Among those who died was assistant chemistry professor Syed Hamid Husain, who was lauded for challenging the gunmen and firing at them with his pistol while his terrified students raced for cover.
Professor Husain was buried in his home village of Swabi as those who knew him paid tribute.
Most of the victims died at a hostel for young men where security forces also cornered the four attackers.
Pools of blood and overturned furniture could be seen inside the hostel, while in a back alley outside, an old wooden plaque on the wall proclaims: "Heroes die young."
Meanwhile, the bodies of the militants, bloodied and with their clothes torn, were unceremoniously dumped onto the floor of a truck before being taken away from the scene.
The Bacha Khan attack, which Amnesty International said could be branded a war crime, brought global condemnation, including from United Nations Secretary-General Ban Ki Moon and neighbouring India.

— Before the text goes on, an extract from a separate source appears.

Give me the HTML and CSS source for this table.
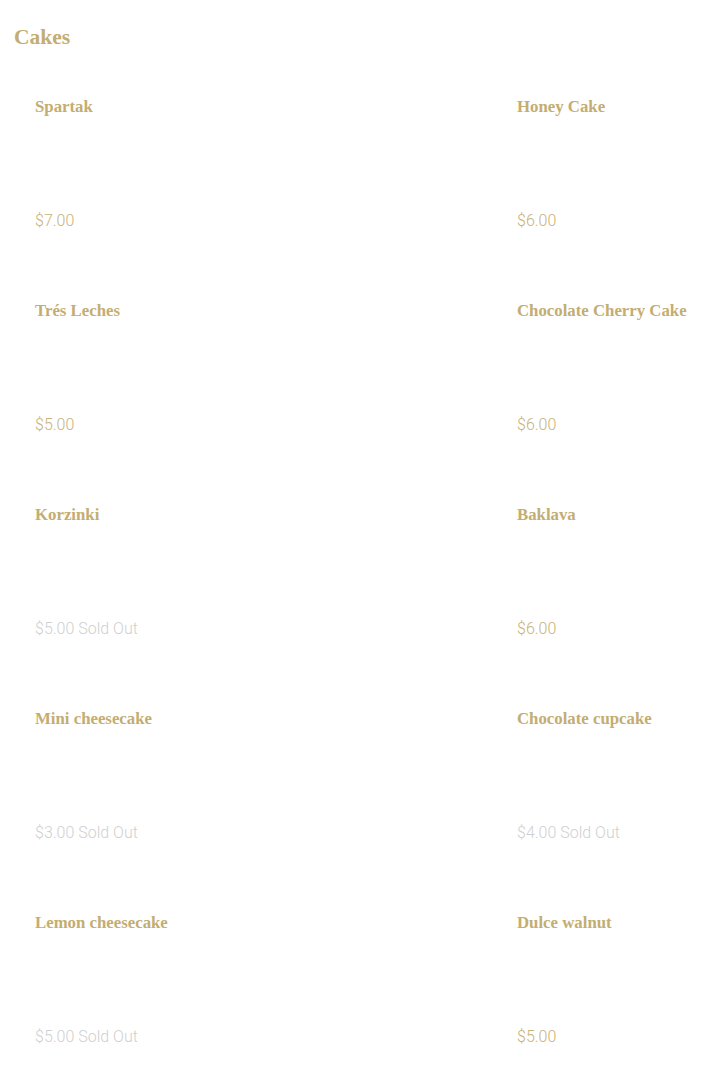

Mr Sharif said in a statement from Switzerland, where he is attending the World Economic Forum in Davos, that he was "personally monitoring" the situation.
"The countless sacrifices made by our countrymen will not go in vain, Inshallah," he said.
"The entire nation is united and one against terrorism... We are determined and resolved in our commitment to wipe out the menace of terrorism from our homeland."
Attacks on education facilities were an early marker of the Taleban's extremist ideology and ruthless methods.
Schools are seen as symbols of government authority and of a modernist view of the future that the militants loathe, and provide easy targets with maximum shock value.